Hello ! I'm Kirubasagar
Hello ! I'm Kirubasagar
" Dream, Dream, Dream
Dreams transform into thoughts
And thoughts results in action "
by Dr. APJ Abdul Kalam
Practice Highlights
I designed an end-to-end Forecasting Platform that empowers farmers and traders with data-driven buy/sell decisions through up to 180-day price outlooks across any crop-state combination in India. The system ingests 10 years of government mandi data (2016–2026), stored as Parquet files on Azure Blob Storage and queried in real-time via DuckDB's httpfs — enabling sub-second analytics over ~80 millions of records without any database server. A 4 model forecasting stack was developed comprising ARIMA with auto-order selection, XGBoost with lag and rolling features, a PyTorch LSTM for sequence learning, and a performance-weighted ensemble that blends all three. An automated crop advisory system generating buy/sell/hold recommendations — all surfaced through a live Streamlit dashboard deployed on Streamlit Cloud.
I led the creation of an innovative Revenue Predictor for New York taxi drivers, focusing on tipping behavior prediction. The model, working with binary outcomes, harnessed various factors to accurately forecast customer actions. Advanced machine learning techniques, including RandomForest and XGBoostClassifier, were applied, backed by rigorous cross-validation and F1 score evaluation. The XGBoost Classifier stood out with an accuracy of 62.56% and F1 score of 35.78%. Crucial predictors like 'predicted fare', 'mean distance', and 'mean duration' emerged, offering potential to revolutionize revenue strategies for taxi drivers.
Python-driven Content based movie recommendation system utilizes TF-IDF and cosine similarity for on-demand, personalized film suggestions. The incorporation of interactive widgets ensures a seamless user experience, while the application of advanced NLP techniques showcases data-driven precision and user-centric design, ultimately enhancing the quality of movie recommendations.
A dynamic fusion of medical knowledge and data-driven clarity. This dashboard harmonizes global COVID-19 data, presenting a visual exploration of confirmed cases and recoveries across nations. It offers a positive path towards informed strategies and impactful decisions in the fight against the pandemic.

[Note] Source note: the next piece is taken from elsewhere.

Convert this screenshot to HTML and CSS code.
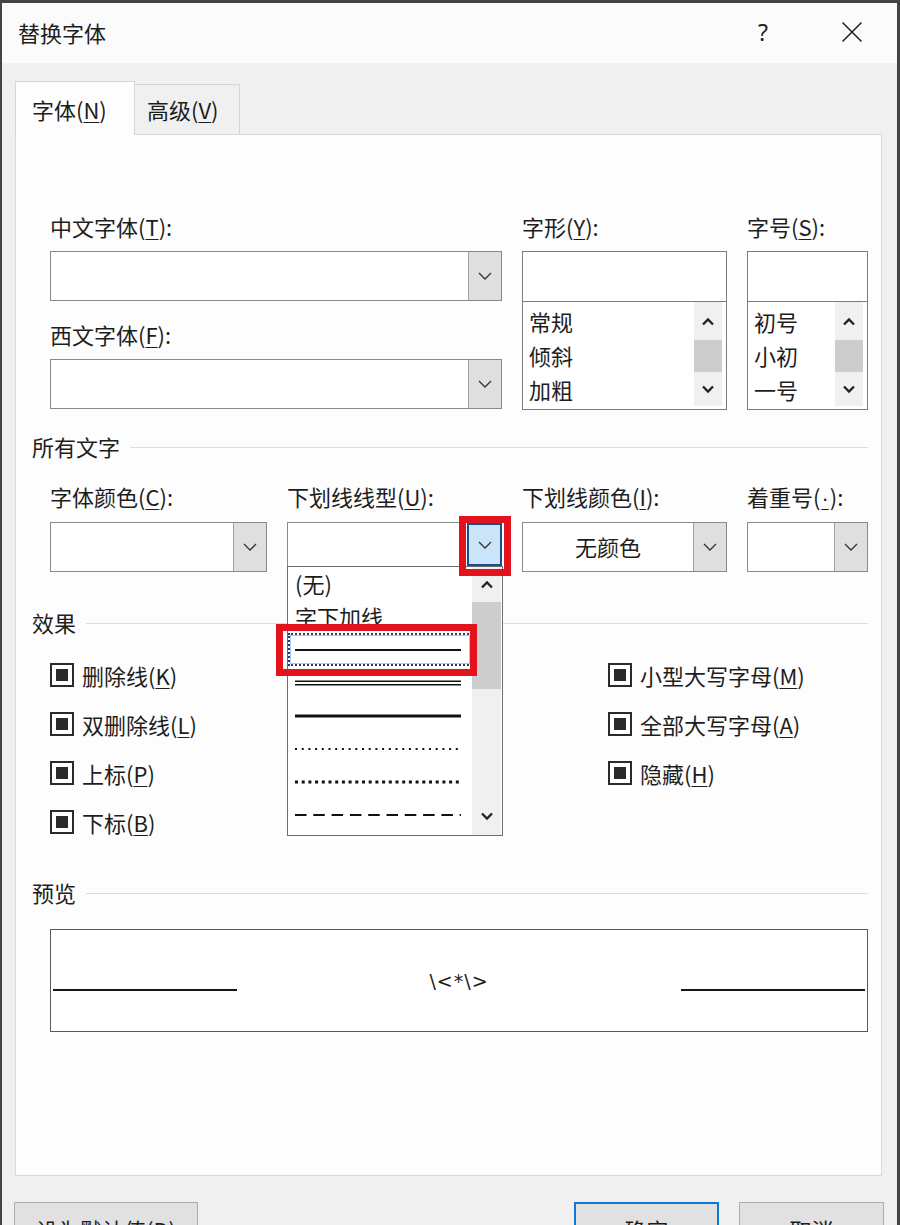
FILE: index.html
```html
<!DOCTYPE html>
<html lang="zh-CN">

<head>
  <meta charset="UTF-8">
  <meta name="viewport" content="width=device-width, initial-scale=1.0">
  <title>替换字体</title>
  <link rel="stylesheet" href="styles.css">
</head>

<body>
  <div class="dialog">
    <!-- Title bar -->
    <div class="titlebar">
      <span class="title">替换字体</span>
      <span class="help">?</span>
      <span class="close">
        <svg width="22" height="22" viewBox="0 0 22 22"><path d="M1.5 1.5l19 19M20.5 1.5l-19 19" stroke="#1e1e1e" stroke-width="1.5" fill="none"/></svg>
      </span>
    </div>

    <!-- Tabs -->
    <div class="tabs">
      <div class="tab active">字体(<u>N</u>)</div>
      <div class="tab">高级(<u>V</u>)</div>
    </div>

    <!-- Tab panel -->
    <div class="panel">
      <div class="font-grid">
        <div class="font-main">
          <div class="lbl">中文字体(<u>T</u>):</div>
          <div class="combo">
            <div class="field"></div>
            <div class="drop"><svg width="14" height="8" viewBox="0 0 14 8"><path d="M1 1l6 6 6-6" fill="none" stroke="#333" stroke-width="1.3"/></svg></div>
          </div>
          <div class="lbl second">西文字体(<u>F</u>):</div>
          <div class="combo">
            <div class="field"></div>
            <div class="drop"><svg width="14" height="8" viewBox="0 0 14 8"><path d="M1 1l6 6 6-6" fill="none" stroke="#333" stroke-width="1.3"/></svg></div>
          </div>
        </div>

        <div class="pick">
          <div class="lbl">字形(<u>Y</u>):</div>
          <div class="pick-box">
            <div class="pick-input"></div>
            <div class="pick-list">
              <ul class="items">
                <li>常规</li>
                <li>倾斜</li>
                <li>加粗</li>
              </ul>
              <div class="vscroll">
                <div class="arrow up"><svg width="14" height="9" viewBox="0 0 14 9"><path d="M2 7.5l5-5 5 5" fill="none" stroke="#222" stroke-width="2.3"/></svg></div>
                <div class="thumb"></div>
                <div class="arrow down"><svg width="14" height="9" viewBox="0 0 14 9"><path d="M2 1.5l5 5 5-5" fill="none" stroke="#222" stroke-width="2.3"/></svg></div>
              </div>
            </div>
          </div>
        </div>

        <div class="pick">
          <div class="lbl">字号(<u>S</u>):</div>
          <div class="pick-box">
            <div class="pick-input"></div>
            <div class="pick-list">
              <ul class="items">
                <li>初号</li>
                <li>小初</li>
                <li>一号</li>
              </ul>
              <div class="vscroll">
                <div class="arrow up"><svg width="14" height="9" viewBox="0 0 14 9"><path d="M2 7.5l5-5 5 5" fill="none" stroke="#222" stroke-width="2.3"/></svg></div>
                <div class="thumb"></div>
                <div class="arrow down"><svg width="14" height="9" viewBox="0 0 14 9"><path d="M2 1.5l5 5 5-5" fill="none" stroke="#222" stroke-width="2.3"/></svg></div>
              </div>
            </div>
          </div>
        </div>
      </div>

      <!-- All text section -->
      <div class="section-head all-head"><span>所有文字</span></div>
      <div class="all-grid">
        <div>
          <div class="lbl">字体颜色(<u>C</u>):</div>
          <div class="combo">
            <div class="field"></div>
            <div class="drop"><svg width="14" height="8" viewBox="0 0 14 8"><path d="M1 1l6 6 6-6" fill="none" stroke="#333" stroke-width="1.3"/></svg></div>
          </div>
        </div>
        <div>
          <div class="lbl">下划线线型(<u>U</u>):</div>
          <div class="combo open">
            <div class="field"></div>
            <div class="drop pressed"><svg width="14" height="8" viewBox="0 0 14 8"><path d="M1 1l6 6 6-6" fill="none" stroke="#333" stroke-width="1.3"/></svg></div>
            <div class="mark mark-btn"></div>

            <!-- Open dropdown list -->
            <div class="dropdown">
              <ul class="line-items">
                <li>(无)</li>
                <li>字下加线</li>
                <li class="focused"><svg width="166" height="8"><line x1="0" y1="4" x2="166" y2="4" stroke="#111" stroke-width="2"/></svg></li>
                <li><svg width="166" height="8"><line x1="0" y1="2.2" x2="166" y2="2.2" stroke="#111" stroke-width="1.6"/><line x1="0" y1="5.8" x2="166" y2="5.8" stroke="#111" stroke-width="1.6"/></svg></li>
                <li><svg width="166" height="8"><line x1="0" y1="4" x2="166" y2="4" stroke="#111" stroke-width="3"/></svg></li>
                <li><svg width="166" height="8"><line x1="0" y1="4" x2="166" y2="4" stroke="#111" stroke-width="1.8" stroke-dasharray="2 4.7"/></svg></li>
                <li><svg width="166" height="8"><line x1="0" y1="4" x2="166" y2="4" stroke="#111" stroke-width="3" stroke-dasharray="3 3.7"/></svg></li>
                <li><svg width="166" height="8"><line x1="0" y1="4" x2="166" y2="4" stroke="#111" stroke-width="2" stroke-dasharray="11.5 6.8"/></svg></li>
              </ul>
              <div class="vscroll dd-scroll">
                <div class="arrow up"><svg width="14" height="9" viewBox="0 0 14 9"><path d="M2 7.5l5-5 5 5" fill="none" stroke="#222" stroke-width="2.3"/></svg></div>
                <div class="thumb"></div>
                <div class="spacer"></div>
                <div class="arrow down"><svg width="14" height="9" viewBox="0 0 14 9"><path d="M2 1.5l5 5 5-5" fill="none" stroke="#222" stroke-width="2.3"/></svg></div>
              </div>
              <div class="mark mark-item"></div>
            </div>
          </div>
        </div>
        <div>
          <div class="lbl">下划线颜色(<u>I</u>):</div>
          <div class="combo">
            <div class="field centered">无颜色</div>
            <div class="drop"><svg width="14" height="8" viewBox="0 0 14 8"><path d="M1 1l6 6 6-6" fill="none" stroke="#333" stroke-width="1.3"/></svg></div>
          </div>
        </div>
        <div>
          <div class="lbl">着重号(<u class="dot">·</u>):</div>
          <div class="combo">
            <div class="field"></div>
            <div class="drop"><svg width="14" height="8" viewBox="0 0 14 8"><path d="M1 1l6 6 6-6" fill="none" stroke="#333" stroke-width="1.3"/></svg></div>
          </div>
        </div>
      </div>

      <!-- Effects section -->
      <div class="section-head fx-head"><span>效果</span></div>
      <div class="effects">
        <div class="fx-col left">
          <div class="check"><span class="box"><i></i></span>删除线(<u>K</u>)</div>
          <div class="check"><span class="box"><i></i></span>双删除线(<u>L</u>)</div>
          <div class="check"><span class="box"><i></i></span>上标(<u>P</u>)</div>
          <div class="check"><span class="box"><i></i></span>下标(<u>B</u>)</div>
        </div>
        <div class="fx-col">
          <div class="check"><span class="box"><i></i></span>小型大写字母(<u>M</u>)</div>
          <div class="check"><span class="box"><i></i></span>全部大写字母(<u>A</u>)</div>
          <div class="check"><span class="box"><i></i></span>隐藏(<u>H</u>)</div>
        </div>
      </div>

      <!-- Preview section -->
      <div class="section-head pv-head"><span>预览</span></div>
      <div class="preview">
        <div class="pv-line"></div>
        <div class="pv-text">\&lt;*\&gt;</div>
        <div class="pv-line"></div>
      </div>
    </div>

    <!-- Bottom buttons -->
    <div class="buttons">
      <div class="btn wide">设为默认值(<u>D</u>)</div>
      <div class="btn-group">
        <div class="btn primary">确定</div>
        <div class="btn">取消</div>
      </div>
    </div>
  </div>
</body>

</html>
```

FILE: styles.css
```css
/* Base */
* {
  box-sizing: border-box;
}

html,
body {
  margin: 0;
  height: 100%;
}

body {
  overflow: hidden;
  background: #f0f0f0;
  font-family: "Noto Sans CJK SC", "Noto Sans", sans-serif;
  font-size: 22px;
  color: #1d1d1d;
}

u {
  text-decoration-thickness: 1px;
  text-underline-offset: 3px;
}

u.dot {
  font-family: "Liberation Sans", sans-serif;
  padding: 0 1px;
}

ul {
  list-style: none;
  margin: 0;
  padding: 0;
}

/* Dialog frame */
.dialog {
  width: 900px;
  height: 1225px;
  border: 3px solid #444;
  border-left-width: 2px;
  border-bottom: none;
  background: #f0f0f0;
}

/* Title bar */
.titlebar {
  height: 60px;
  display: flex;
  align-items: center;
  padding: 0 0 3px 16px;
  background: #fbfbfb;
}

.title {
  flex: 1;
  line-height: 24px;
}

.help {
  width: 30px;
  text-align: center;
  font-family: "Noto Sans", sans-serif;
  font-size: 23px;
  margin-right: 54px;
}

.close {
  width: 40px;
  height: 24px;
  display: flex;
  align-items: center;
  justify-content: center;
  margin-right: 25px;
}

/* Tabs */
.tabs {
  height: 71px;
  display: flex;
  align-items: flex-end;
  padding-left: 13px;
}

.tab {
  height: 50px;
  width: 105px;
  padding: 12px 0 0 12px;
  line-height: 24px;
  border: 1px solid #d6d6d6;
  border-left: none;
  border-bottom: none;
}

.tab.active {
  position: relative;
  z-index: 1;
  height: 54px;
  width: 120px;
  margin-bottom: -1px;
  padding: 15px 0 0 16px;
  border-left: 1px solid #d6d6d6;
  background: #fdfdfd;
}

/* Tab panel */
.panel {
  width: 867px;
  height: 1042px;
  margin-left: 13px;
  padding: 80px 13px 0 16px;
  border: 1px solid #d9d9d9;
  background: #fdfdfd;
}

.lbl {
  height: 24px;
  line-height: 22px;
  margin-bottom: 12px;
  white-space: nowrap;
}

.lbl.second {
  margin-top: 22px;
}

/* Combo boxes */
.combo {
  position: relative;
  height: 50px;
  display: flex;
  border: 1px solid #8a8a8a;
  background: #fff;
}

.combo .field {
  flex: 1;
  line-height: 46px;
}

.combo .field.centered {
  text-align: center;
}

.combo .drop {
  width: 33px;
  display: flex;
  align-items: center;
  justify-content: center;
  border-left: 1px solid #a3a3a3;
  background: #dfdfdf;
}

.combo .drop.pressed {
  width: 35px;
  margin: 0 -1px 5px 0;
  border: 2px solid #1b4f8c;
  background: #cce4f7;
}

/* Top font grid */
.font-grid,
.all-grid {
  display: grid;
  grid-template-columns: 217px 215px 205px 121px;
  column-gap: 20px;
  margin-left: 18px;
}

.font-main {
  grid-column: span 2;
}

.pick-box {
  border: 1px solid #7d7d7d;
  background: #fff;
}

.pick-input {
  height: 50px;
  border-bottom: 1px solid #7d7d7d;
}

.pick-list {
  height: 107px;
  display: flex;
}

.items {
  flex: 1;
  padding: 2px 0 0 6px;
}

.items li {
  height: 34px;
  line-height: 34px;
}

/* Scrollbars */
.vscroll {
  width: 28px;
  margin: 0 4px 3px 0;
  display: flex;
  flex-direction: column;
  background: #f0f0f0;
}

.vscroll .arrow {
  display: flex;
  align-items: center;
  justify-content: center;
}

.vscroll .arrow.up {
  height: 38px;
}

.vscroll .thumb {
  height: 32px;
  background: #cdcdcd;
}

.vscroll .arrow.down {
  flex: 1;
}

/* Section headers */
.section-head {
  height: 24px;
  line-height: 22px;
  display: flex;
  align-items: center;
}

.section-head::after {
  content: "";
  flex: 1;
  margin: 2px 0 0 10px;
  border-top: 1px solid #dcdcdc;
}

.all-head {
  margin-top: 24px;
}

.all-grid {
  margin-top: 27px;
}

.all-grid .lbl {
  margin-bottom: 13px;
}

.fx-head {
  margin-top: 38px;
}

.pv-head {
  margin-top: 34px;
}

/* Underline dropdown list */
.dropdown {
  position: absolute;
  z-index: 2;
  top: 43px;
  left: -1px;
  width: 216px;
  height: 270px;
  display: flex;
  border: 1px solid #6e6e6e;
  background: #fff;
}

.line-items {
  flex: 1;
}

.line-items li {
  height: 33px;
  line-height: 31px;
  padding-left: 7px;
  display: flex;
  align-items: center;
}

.line-items li.focused {
  border: 2px dotted #1f3b78;
  box-shadow: inset 0 0 0 1px #a8cbef;
  padding-left: 5px;
}

.dd-scroll {
  width: 29px;
  margin: 0 1px 0 0;
}

.dd-scroll .arrow.up {
  height: 35px;
}

.dd-scroll .thumb {
  height: 87px;
}

.dd-scroll .spacer {
  flex: 1;
}

.dd-scroll .arrow.down {
  flex: none;
  height: 34px;
  margin-bottom: 2px;
}

/* Red highlight frames */
.mark {
  position: absolute;
  z-index: 3;
  border: 7px solid #e2131c;
}

.mark-btn {
  left: 171px;
  top: -7px;
  width: 52px;
  height: 60px;
}

.mark-item {
  left: -12px;
  top: 57px;
  width: 201px;
  height: 52px;
}

/* Effects checkboxes */
.effects {
  display: flex;
  margin: 16px 0 0 18px;
}

.fx-col.left {
  width: 558px;
}

.check {
  height: 49px;
  display: flex;
  align-items: center;
  white-space: nowrap;
}

.check .box {
  width: 24px;
  height: 24px;
  margin-right: 8px;
  padding: 4px;
  border: 2px solid #2a2a2a;
  background: #fff;
}

.check .box i {
  display: block;
  width: 12px;
  height: 12px;
  background: #2a2a2a;
}

/* Preview box */
.preview {
  height: 103px;
  margin: 25px 0 0 18px;
  padding: 0 2px;
  display: flex;
  border: 1px solid #5a5a5a;
  background: #fff;
}

.pv-line {
  width: 184px;
  height: 2px;
  margin-top: 59px;
  background: #161616;
}

.pv-text {
  flex: 1;
  margin-top: 39px;
  line-height: 24px;
  text-align: center;
  font-family: "DejaVu Sans", sans-serif;
  font-size: 19px;
  letter-spacing: 1px;
}

/* Bottom buttons */
.buttons {
  display: flex;
  justify-content: space-between;
  margin-top: 26px;
  padding: 0 13px 0 12px;
}

.btn-group {
  display: flex;
  gap: 20px;
}

.btn {
  width: 145px;
  height: 54px;
  line-height: 52px;
  text-align: center;
  border: 1px solid #adadad;
  background: #e1e1e1;
}

.btn.wide {
  width: 184px;
}

.btn.primary {
  border: 2px solid #0a78d4;
  line-height: 50px;
}
```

An analysis was conducted to determine if a statistically significant difference exists between video view counts and Account verification status on TikTok. The Hypothesis test, specifically a two-sample T-Test (A/B Test), was employed for this purpose. The obtained p-value was remarkably small, far below the standard significance level of 5%. Consequently, the null hypothesis was rejected, leading to the conclusion that a notable and statistically significant distinction exists in the mean video view counts between verified and unverified TikTok accounts.
I developed a churn prediction model for Waze to enhance retention and business growth. By analyzing variables, training a logistic classifier, and evaluating with metrics like Accuracy and F1 Score, the model achieved an 82.37% accuracy. Surprisingly, 'km_per_driving_day' showed strong correlation with churn despite its lower importance in the model, providing Waze insights to optimize retention strategies and user experience.